Set task => Every line below should be copied exactly; drop the pictures.

** Start of Information shown **

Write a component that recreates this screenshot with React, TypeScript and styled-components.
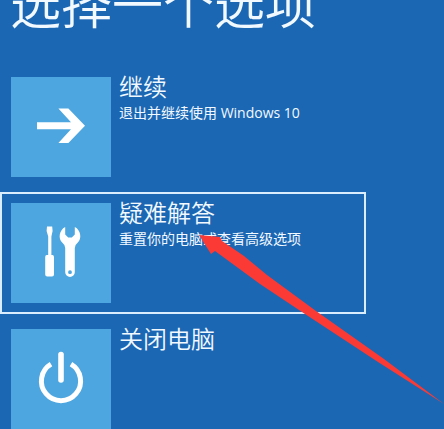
import React from "react";
import styled, { createGlobalStyle, css } from "styled-components";

const GlobalStyle = createGlobalStyle`
  * { box-sizing: border-box; }
  body {
    margin: 0;
    background: #1b67b3;
    color: #f2f9ff;
    font-family: "Open Sans", "Noto Sans CJK SC", sans-serif;
  }
`;

const Page = styled.main`
  height: 100vh;
  overflow: hidden;
`;

const Title = styled.h1`
  margin: -38px 0 24px 10px;
  font-family: "Noto Sans CJK SC", sans-serif;
  font-size: 51px;
  line-height: 80px;
  font-weight: 350;
  white-space: nowrap;
`;

const OptionList = styled.div`
  display: flex;
  flex-direction: column;
  gap: 4px;
  width: calc(100% - 78px);
`;

const Option = styled.button<{ $focused?: boolean }>`
  position: relative;
  display: flex;
  align-items: flex-start;
  gap: 8px;
  width: 100%;
  padding: 9px;
  border: 2px solid transparent;
  background: none;
  color: inherit;
  font: inherit;
  text-align: left;
  outline: none;
  ${(p) =>
    p.$focused &&
    css`
      border-color: #d9edff;
    `}
`;

const Tile = styled.span`
  display: flex;
  flex: none;
  width: 100px;
  height: 100px;
  background: #4da6df;
`;

const Labels = styled.span`
  display: flex;
  flex-direction: column;
  margin-top: -8px;
  white-space: nowrap;
`;

const Name = styled.span`
  font-family: "Noto Sans CJK SC", sans-serif;
  font-size: 24px;
  line-height: 34px;
  font-weight: 350;
`;

const Description = styled.span`
  font-size: 14px;
  line-height: 20px;
`;

const Pointer = styled.svg`
  position: absolute;
  left: 196px;
  top: 40px;
  z-index: 1;
  pointer-events: none;
`;

const ArrowIcon = () => (
  <svg width="100" height="100" viewBox="0 0 100 100" fill="#fff" aria-hidden="true">
    <path d="M26 45.2H60L47.4 31.5H57.4L74 48.7L57.4 66H47.4L60 52.2H26Z" />
  </svg>
);

const ToolsIcon = () => (
  <svg width="100" height="100" viewBox="0 0 100 100" fill="#fff" aria-hidden="true">
    <path d="M36 23.5H41.2L41.6 28L40.4 33.5V52H41.4Q43 52 43 54V71.5Q43 73.5 41 73.5H36.2Q34.2 73.5 34.2 71.5V54Q34.2 52 35.8 52H37.2V33.5L35.6 28Z" />
    <path
      fillRule="evenodd"
      d="M54.2 24C48.2 27 46.8 35.6 51.4 39.8Q54.2 42 54.2 45V69.2A4.8 4.8 0 0 0 63.8 69.2V45Q63.8 42 66.6 39.8C71.2 35.6 69.8 27 63.8 24V31.4L60.8 34.6H57.2L54.2 31.4ZM59 67.3A1.9 1.9 0 1 1 59 71.1A1.9 1.9 0 1 1 59 67.3Z"
    />
  </svg>
);

const PowerIcon = () => (
  <svg
    width="100"
    height="100"
    viewBox="0 0 100 100"
    fill="none"
    stroke="#fff"
    aria-hidden="true"
  >
    <path strokeWidth="5" d="M40 35.2A19.6 19.6 0 1 0 60 35.2" />
    <path strokeWidth="5.6" strokeLinecap="round" d="M50 25.5V51" />
  </svg>
);

type OptionItem = {
  name: string;
  description?: string;
  icon: React.ReactNode;
  focused?: boolean;
};

const options: OptionItem[] = [
  { name: "继续", description: "退出并继续使用 Windows 10", icon: <ArrowIcon /> },
  {
    name: "疑难解答",
    description: "重置你的电脑或查看高级选项",
    icon: <ToolsIcon />,
    focused: true,
  },
  { name: "关闭电脑", icon: <PowerIcon /> },
];

export default function App() {
  return (
    <Page>
      <GlobalStyle />
      <Title>选择一个选项</Title>
      <OptionList>
        {options.map((o) => (
          <Option key={o.name} type="button" $focused={o.focused}>
            <Tile>{o.icon}</Tile>
            <Labels>
              <Name>{o.name}</Name>
              {o.description && <Description>{o.description}</Description>}
            </Labels>
            {o.focused && (
              <Pointer width="248" height="172" viewBox="0 0 248 172" aria-hidden="true">
                <path
                  fill="#fb3a35"
                  d="M1 1L22 3L24 7L46 22L69 41L118 77L186 125L246 170L180 128L107 80L62 50L17 17L13 20Z"
                />
              </Pointer>
            )}
          </Option>
        ))}
      </OptionList>
    </Page>
  );
}
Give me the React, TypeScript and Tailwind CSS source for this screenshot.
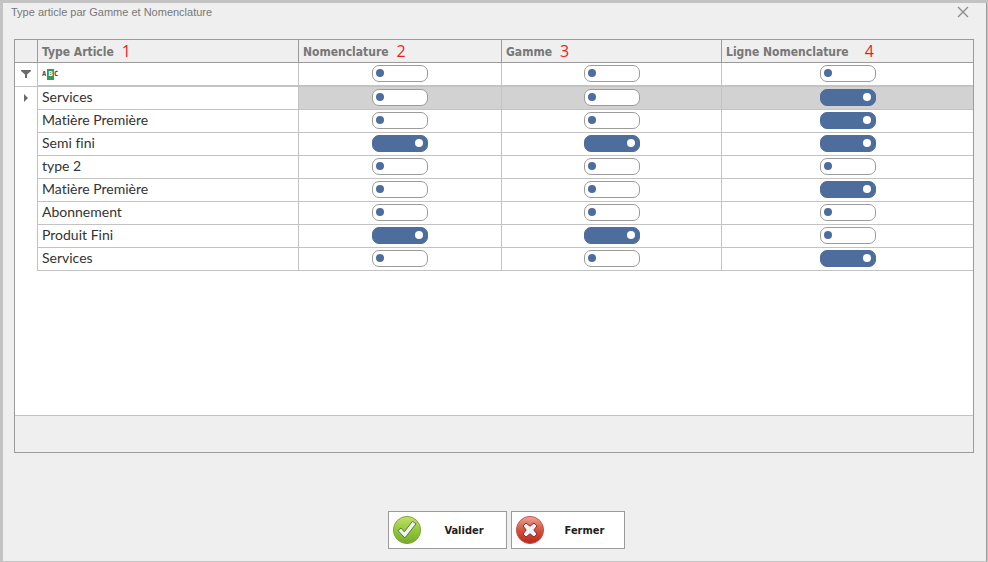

** End of Information shown **

Result =>
Write a component that recreates this screenshot with React, TypeScript and styled-components.
import React from "react";
import styled, { createGlobalStyle, css } from "styled-components";

const GlobalStyle = createGlobalStyle`
  * { box-sizing: border-box; }
  body {
    margin: 0;
    background: #1b67b3;
    color: #f2f9ff;
    font-family: "Open Sans", "Noto Sans CJK SC", sans-serif;
  }
`;

const Page = styled.main`
  height: 100vh;
  overflow: hidden;
`;

const Title = styled.h1`
  margin: -38px 0 24px 10px;
  font-family: "Noto Sans CJK SC", sans-serif;
  font-size: 51px;
  line-height: 80px;
  font-weight: 350;
  white-space: nowrap;
`;

const OptionList = styled.div`
  display: flex;
  flex-direction: column;
  gap: 4px;
  width: calc(100% - 78px);
`;

const Option = styled.button<{ $focused?: boolean }>`
  position: relative;
  display: flex;
  align-items: flex-start;
  gap: 8px;
  width: 100%;
  padding: 9px;
  border: 2px solid transparent;
  background: none;
  color: inherit;
  font: inherit;
  text-align: left;
  outline: none;
  ${(p) =>
    p.$focused &&
    css`
      border-color: #d9edff;
    `}
`;

const Tile = styled.span`
  display: flex;
  flex: none;
  width: 100px;
  height: 100px;
  background: #4da6df;
`;

const Labels = styled.span`
  display: flex;
  flex-direction: column;
  margin-top: -8px;
  white-space: nowrap;
`;

const Name = styled.span`
  font-family: "Noto Sans CJK SC", sans-serif;
  font-size: 24px;
  line-height: 34px;
  font-weight: 350;
`;

const Description = styled.span`
  font-size: 14px;
  line-height: 20px;
`;

const Pointer = styled.svg`
  position: absolute;
  left: 196px;
  top: 40px;
  z-index: 1;
  pointer-events: none;
`;

const ArrowIcon = () => (
  <svg width="100" height="100" viewBox="0 0 100 100" fill="#fff" aria-hidden="true">
    <path d="M26 45.2H60L47.4 31.5H57.4L74 48.7L57.4 66H47.4L60 52.2H26Z" />
  </svg>
);

const ToolsIcon = () => (
  <svg width="100" height="100" viewBox="0 0 100 100" fill="#fff" aria-hidden="true">
    <path d="M36 23.5H41.2L41.6 28L40.4 33.5V52H41.4Q43 52 43 54V71.5Q43 73.5 41 73.5H36.2Q34.2 73.5 34.2 71.5V54Q34.2 52 35.8 52H37.2V33.5L35.6 28Z" />
    <path
      fillRule="evenodd"
      d="M54.2 24C48.2 27 46.8 35.6 51.4 39.8Q54.2 42 54.2 45V69.2A4.8 4.8 0 0 0 63.8 69.2V45Q63.8 42 66.6 39.8C71.2 35.6 69.8 27 63.8 24V31.4L60.8 34.6H57.2L54.2 31.4ZM59 67.3A1.9 1.9 0 1 1 59 71.1A1.9 1.9 0 1 1 59 67.3Z"
    />
  </svg>
);

const PowerIcon = () => (
  <svg
    width="100"
    height="100"
    viewBox="0 0 100 100"
    fill="none"
    stroke="#fff"
    aria-hidden="true"
  >
    <path strokeWidth="5" d="M40 35.2A19.6 19.6 0 1 0 60 35.2" />
    <path strokeWidth="5.6" strokeLinecap="round" d="M50 25.5V51" />
  </svg>
);

type OptionItem = {
  name: string;
  description?: string;
  icon: React.ReactNode;
  focused?: boolean;
};

const options: OptionItem[] = [
  { name: "继续", description: "退出并继续使用 Windows 10", icon: <ArrowIcon /> },
  {
    name: "疑难解答",
    description: "重置你的电脑或查看高级选项",
    icon: <ToolsIcon />,
    focused: true,
  },
  { name: "关闭电脑", icon: <PowerIcon /> },
];

export default function App() {
  return (
    <Page>
      <GlobalStyle />
      <Title>选择一个选项</Title>
      <OptionList>
        {options.map((o) => (
          <Option key={o.name} type="button" $focused={o.focused}>
            <Tile>{o.icon}</Tile>
            <Labels>
              <Name>{o.name}</Name>
              {o.description && <Description>{o.description}</Description>}
            </Labels>
            {o.focused && (
              <Pointer width="248" height="172" viewBox="0 0 248 172" aria-hidden="true">
                <path
                  fill="#fb3a35"
                  d="M1 1L22 3L24 7L46 22L69 41L118 77L186 125L246 170L180 128L107 80L62 50L17 17L13 20Z"
                />
              </Pointer>
            )}
          </Option>
        ))}
      </OptionList>
    </Page>
  );
}
Give me the React, TypeScript and Tailwind CSS source for this screenshot.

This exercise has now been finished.